Civil Liberties

lweiger at umich.edu lweiger at umich.edu
Thu Sep 20 11:37:14 PDT 2001


--On Thursday, September 20, 2001 2:02 PM -0400 Matt Cramer <cramer at unix01.voicenet.com> wrote:


> On Wed, 19 Sep 2001 lweiger at umich.edu wrote:
>


> Hmmm, I'm not sure what you mean by the distinction between "individual"
> and "collective" lottery play. Collective play would be a pool, where you
> and 11 mates pick 500 numbers and split the cost of the tickets. That is
> the same as you picking 500 numbers as far as probability is concerned.
> Whether it is worth it to do that depends on your disposable cash and the
> reward and the number of mates in your collective, things that are
> orthogonal to the probability of winning.

I should've used "cumulatively" instead of "collectively." My bad.


> But forget about lotteries for a second, and consider coin tosses. For a
> coin toss, if we want to probability of heads, we divide the total
> favorable outcomes, 1 (there is only 1 way for a coin to come up heads)
> by the total number of outcomes, 2 (either heads or tails). The
> probability of getting a heads is 1/2.

Yep.


> If we do 5 coin tosses, there are now 5 favorable outcomes (a heads on
> any toss), but there are also 10 possible outcomes (a head or tail on
> any toss). The probability of heads is 5/10, or 1/2. Still the same.
>
> Do you follow this with coin tosses? Each coin toss, no matter how many
> times you do it, has a 1/2 probability of coming up heads. It doesn't
> matter if your previous 500 coin toss where heads (See Stoppard's play
> _Rosenkrantz and Guidenstern are Dead_...), the next coin toss still has
> the same probability.

Yep. However, your're more likely to get heads once by flipping the coin multiple times. This has nothing to do with the (non)influece of past events on future events. Your chance of not getting heads at least once in five tries (or, in other words, getting tails five consecutive times) is 1/64.


> The probability works exactly the same way for lotteries, even though the
> fraction is more like 1/10^8. The way which probabilities work doesn't
> change when you are dealing with astronomical odds.
>
> Many folks believe that coin tosses and lotteries have memories; that each
> play somehow "remembers" what it did previously, and that if a certain
> outcome hasn't yet occurred, the toss or lottery will adjust it through
> some unknown means so that the unoccurred outcome becomes more likely.
> But that is silly; lotteries have no memory, nor do coin tosses.
>
> Hence lotteries are taxes on people that are bad at math. :)

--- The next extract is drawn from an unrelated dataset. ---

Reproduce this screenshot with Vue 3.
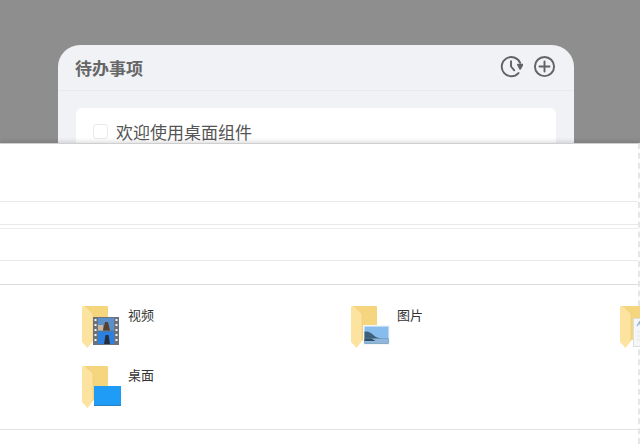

I've already rejected the absurd idea of unconnected past events influencing future events out of hand.


> > Even better than playing a million times would be purchasing every
> > combination (discounting the fact that doing so generally results in a
> > net loss of money on the purchaser's part).
>
> As I've shown above playing a million times does not help. But the latter
> method WOULD help, as you are increasing the number of favorable outcomes
> (different numbers you've purchased) and keeping the total possible
> outcomes the same. But that isn't practical, as you indicate.

As someone pointed out to Max, the probability of winning the lottery at least once during the course of a million tries is approximately .63. That's much better than your odds of winning by playing a single time. My expository prose may be sloppy, but the mathematical assertions have been correct.

Here's a real humdinger: if you're on a game show where there's a prize behind one door and x number of booby prizes behind the other doors, you should always switch from your original choice (at least, if you want to heighten your chances of winning) after the booby prizes have been revealed and only two doors remain (the one you chose and the one that probably has the prize behind it).